# Whole pig marinades



## mballi3011 (Jun 8, 2012)

I have just received the Caja Chinese Roasting box. Now I have a luau to cook for and they want to cook a whole pig (60lbsor so) to learn how to use this new contraption. I have a small 36lb pig and I wanted to marinade it maybe with some fruits. Some pineapple and oranges maybe some lemons and lime near the end of the marinade time. Maybe some juices and spices too. So I thought I would ask the experts on what they recommend.

Thanks,

Mark


----------



## boykjo (Jun 8, 2012)

Hey Mark, Ive done many whole hogs split and laid out skin side down . Usually us north Carolinians just smoke and mop baste with some vinegar based sauce. It adds good flavor to the hog but if your looking for some really good stuff, inject with a brine solution. I inject a salt solution with sauce. 1 cup salt with one gallon water. I add 2 bottles of georges or dillards bbq sauce to the brine.........You can use what ever is available to ya.....smoke a test butt first and see what your preferences are if you can.........

Joe


----------



## scarbelly (Jun 8, 2012)

Hey Mark 

Congrats on the new toy. I have wanted one for a long time.  Perry Perkins is the resident expert I would try to get in touch with him - he is a really nice man 








pperkins





 
offline

53 Posts. Joined 7/2010
Location: Oregon

Hey all,

Just curious, any other La Caja China, Caja Asadora, Cajun Microwave (etc etc) owners here? Love to share some tips and recipes with ya'all! Maybe even get our own category?

Thanks!

-Perry

Perry P. Perkins
Author
“La Caja China Cooking”
“La Caja China World”
www.burninloveblog.com

Perry P. Perkins
Author
“La Caja China Cooking”
“La Caja China World”
"MEAT FIRE GOOD"


----------



## solaryellow (Jun 8, 2012)

mballi3011 said:


> I have just received the Caja Chinese Roasting box. Now I have a luau to cook for and they want to cook a whole pig (60lbsor so) to learn how to use this new contraption. I have a small 36lb pig and I wanted to marinade it maybe with some fruits. Some pineapple and oranges maybe some lemons and lime near the end of the marinade time. Maybe some juices and spices too. So I thought I would ask the experts on what they recommend.
> 
> 
> 
> ...



Congratulations Mark!
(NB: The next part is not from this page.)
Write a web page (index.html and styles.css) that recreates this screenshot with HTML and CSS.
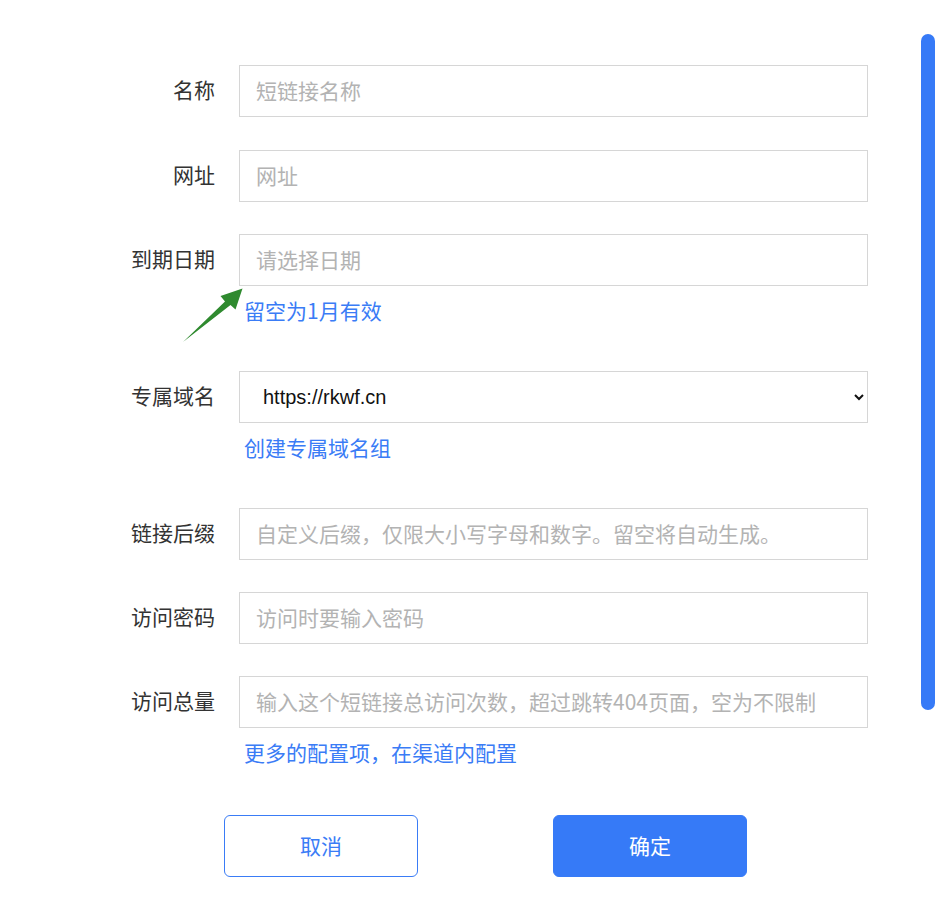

Don't forget pics!

Sent from my DROID BIONIC using Tapatalk 2


----------



## mballi3011 (Jun 8, 2012)

Yes I do have a caja china roaster. Joel I'm having trouble with my picture posting from my I-phone to my computer. I do have some good pictures too. Now Perry I would sure like some help with this first pig. I have a small 36 lbs pig to cook hopefully Sunday afternoon for practice. I'm cooking a 60 lb er later in the month so I don't look like a fool with 50-60 people looking over my shoulder. Most will probably have folks and other sharp instruments.

Mark


----------



## chef jimmyj (Jun 9, 2012)

Hey Mark, ECTO1 Did a whole hog recently, Cuban Style, the marinade sounded good. Here is his thread and some others. I can't see why you could not add Pineapple Juice or anything else you like...JJ

http://www.smokingmeatforums.com/t/120064/sundays-guest-of-honor-q-view-whole-hog/40

http://www.food.com/recipe/traditional-cuban-recipe-cuban-mojo-cuban-marinade-148976

http://www.icuban.com/food/mojo.html


----------



## pperkins (Jun 9, 2012)

Hey Mark, happy to help! I've got 6 pigs lined up in the next 6 weeks, so I'm kinda "in the mode" LOL

First thing I'd recommend is to skip marinading and inject your juice or mojo ingredients directly into the pig. It can be difficult to get that awesome crispy skin, once it's been soaked in liquid. A good, heavy, salting, and some time coming to room temp, with a fan pointed at the skin side, are a couple of more of my favorite techniques for getting the skin super crisp.

If you search "eBook" on my blog, you'll find a free PDF loaded with tips and tricks I've picked up over the years.

Lemme know if you have any questions, I never get tired of talking about La Caja China, lol.

Thanks,

Perry


----------